05/12/2023
In the semicircle, $\angle{BAC}=30^{\circ}, \overset{\huge\frown}{BC}=\overset{\huge\frown}{DE}$ Find the ratio the area of yellow colored zone to the area of the semicircle.
Solve:
Connect $BC$ and $OC$,easy to see that the blue arc area $\overset{\huge\frown}{DE}$ equals to the blue arc area $\overset{\huge\frown}{BC}$, i.e., $S_1$, and $S_2=S_3$.

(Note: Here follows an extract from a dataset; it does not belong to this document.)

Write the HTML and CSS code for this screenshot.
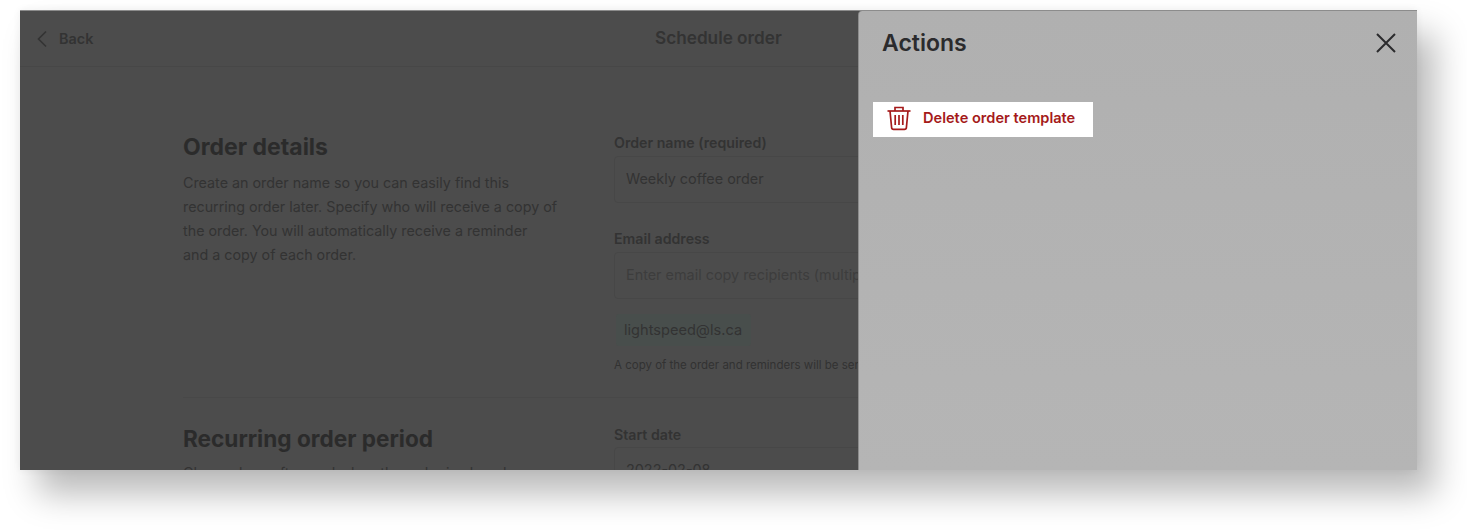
FILE: index.html
```html
<!DOCTYPE html>
<html lang="en">
<head>
    <meta charset="UTF-8">
    <title>Schedule order</title>
    <link rel="stylesheet" href="styles.css">
</head>
<body>
    <div class="window">
        <div class="topbar">
            <div class="back">
                <svg class="back-icon" width="12" height="18" viewBox="0 0 12 18"><path d="M10 1.5 2.5 9l7.5 7.5" fill="none" stroke="#333" stroke-width="1.6"/></svg>
                <span>Back</span>
            </div>
            <div class="page-title">Schedule order</div>
        </div>

        <div class="form-section first">
            <div class="intro">
                <h2>Order details</h2>
                <p>Create an order name so you can easily find this recurring order later. Specify who will receive a copy of the order. You will automatically receive a reminder<br>and a copy of each order.</p>
            </div>
            <div class="fields">
                <label>Order name (required)</label>
                <div class="input">Weekly coffee order</div>
                <label class="next">Email address</label>
                <div class="input placeholder">Enter email copy recipients (multiple emails allowed)</div>
                <div class="chip">lightspeed@ls.ca</div>
                <div class="help">A copy of the order and reminders will be sent to these email addresses.</div>
            </div>
        </div>

        <div class="form-section second">
            <div class="intro">
                <h2>Recurring order period</h2>
                <p>Choose how often and when the order is placed.</p>
            </div>
            <div class="fields">
                <label>Start date</label>
                <div class="input">2022-02-08</div>
            </div>
        </div>

        <!-- side panel over the dimmed page -->
        <div class="panel">
            <div class="panel-head">
                <h3>Actions</h3>
                <svg width="22" height="22" viewBox="0 0 22 22"><path d="M2 2l18 18M20 2 2 20" fill="none" stroke="#2b2b2d" stroke-width="2"/></svg>
            </div>
            <div class="action">
                <svg width="24" height="25" viewBox="0 0 24 25" fill="none" stroke="#a51a1a" stroke-width="1.7">
                    <path d="M0.5 5h23"/>
                    <path d="M8 5V1.5h8V5"/>
                    <path d="M3 5l1.6 16.5a2 2 0 0 0 2 1.9h10.8a2 2 0 0 0 2-1.9L21 5"/>
                    <path d="M8.2 9v10M12 9v10M15.8 9v10"/>
                </svg>
                <span>Delete order template</span>
            </div>
        </div>
    </div>
</body>
</html>
```

FILE: styles.css
```css
body {
    margin: 0;
    padding: 10px 0 0 20px;
    height: 530px;
    box-sizing: border-box;
    background: #fff;
    font-family: Inter, "Liberation Sans", sans-serif;
    overflow: hidden;
}
.window {
    position: relative;
    width: 1397px;
    height: 460px;
    background: #4c4c4c;
    border-top: 1px solid #8c8c8c;
    box-sizing: border-box;
    overflow: hidden;
    color: #333;
    box-shadow: 18px 24px 32px rgba(0,0,0,0.27), 0 0 8px rgba(0,0,0,0.06);
}
.topbar {
    display: flex;
    align-items: center;
    position: relative;
    height: 55px;
    border-bottom: 1px solid #474747;
    padding-left: 16px;
}
.back {
    display: flex;
    align-items: center;
    gap: 11px;
    font-size: 14.4px;
    font-weight: 600;
}
.page-title {
    position: absolute;
    left: 635px;
    top: 16px;
    font-size: 17.2px;
    font-weight: 600;
}
.form-section {
    display: grid;
    grid-template-columns: 375px 800px;
    column-gap: 56px;
    margin-left: 163px;
}
.form-section.first {
    padding-top: 67px;
    height: 263px;
    border-bottom: 1px solid #484848;
}
.form-section.second {
    padding-top: 27px;
}
.first .intro {
    margin-top: -2px;
}
.second .intro {
    margin-top: -1px;
}
.second .intro p {
    margin-top: -2px;
}
h2 {
    margin: 0 0 9px;
    font-size: 23px;
    line-height: 30px;
    font-weight: 700;
    color: #2b2b2b;
}
.second h2 {
    font-size: 22.6px;
}
.intro p {
    margin: 0;
    font-size: 14.3px;
    line-height: 24px;
    color: #333;
}
label {
    display: block;
    font-size: 14.2px;
    line-height: 18px;
    font-weight: 600;
    margin-bottom: 4px;
}
label.next {
    margin-top: 27px;
}
.second label {
    line-height: 20px;
    margin-bottom: 2px;
}
.input {
    box-sizing: border-box;
    height: 47px;
    line-height: 43px;
    padding-left: 11px;
    border: 1px solid #474747;
    border-radius: 4px;
    font-size: 14.4px;
    color: #333;
}
.input.placeholder {
    color: #3d3d3d;
}
.chip {
    display: inline-block;
    margin: 15px 0 0 2px;
    padding: 0 9px 0 8px;
    height: 32px;
    line-height: 32px;
    background: #484e4c;
    border-radius: 3px;
    font-size: 14.6px;
    color: #333;
}
.help {
    margin-top: 11px;
    font-size: 11.5px;
    line-height: 16px;
    color: #323232;
}
.panel {
    position: absolute;
    top: 0;
    right: 0;
    bottom: 0;
    width: 559px;
    background: linear-gradient(#b0b0b0, #b5b5b5);
    border-left: 1px solid #8c8c8c;
    border-top-left-radius: 4px;
    box-sizing: border-box;
}
.panel-head {
    display: flex;
    justify-content: space-between;
    align-items: center;
    padding: 18px 20px 0 23px;
}
h3 {
    margin: 0;
    font-size: 23px;
    line-height: 28px;
    font-weight: 600;
    color: #2b2b2d;
}
.action {
    display: flex;
    align-items: center;
    gap: 12px;
    width: 220px;
    height: 35px;
    margin: 45px 0 0 14px;
    padding: 0 0 3px 14px;
    box-sizing: border-box;
    background: #fff;
    color: #a51a1a;
    font-size: 14.6px;
    font-weight: 600;
}
```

$\angle{BAC}=30^{\circ} \implies \angle{BOC}=60^{\circ} \implies S_1+S_3=S_1+S_2=\dfrac{1}{3}S_{\text{semicircle}}$
So we know the yellow-colored area is $1-\dfrac{2}{3}=\boxed{\dfrac{1}{3}}$ of the area of semicircle.
05/13/2023
Square $DEFG$ is inside of $\triangle{ABC}$ such that $D, E, F $ are on side $AB, BC, CA$ with $AD=7, DB=6, BE=EC, CF=2$.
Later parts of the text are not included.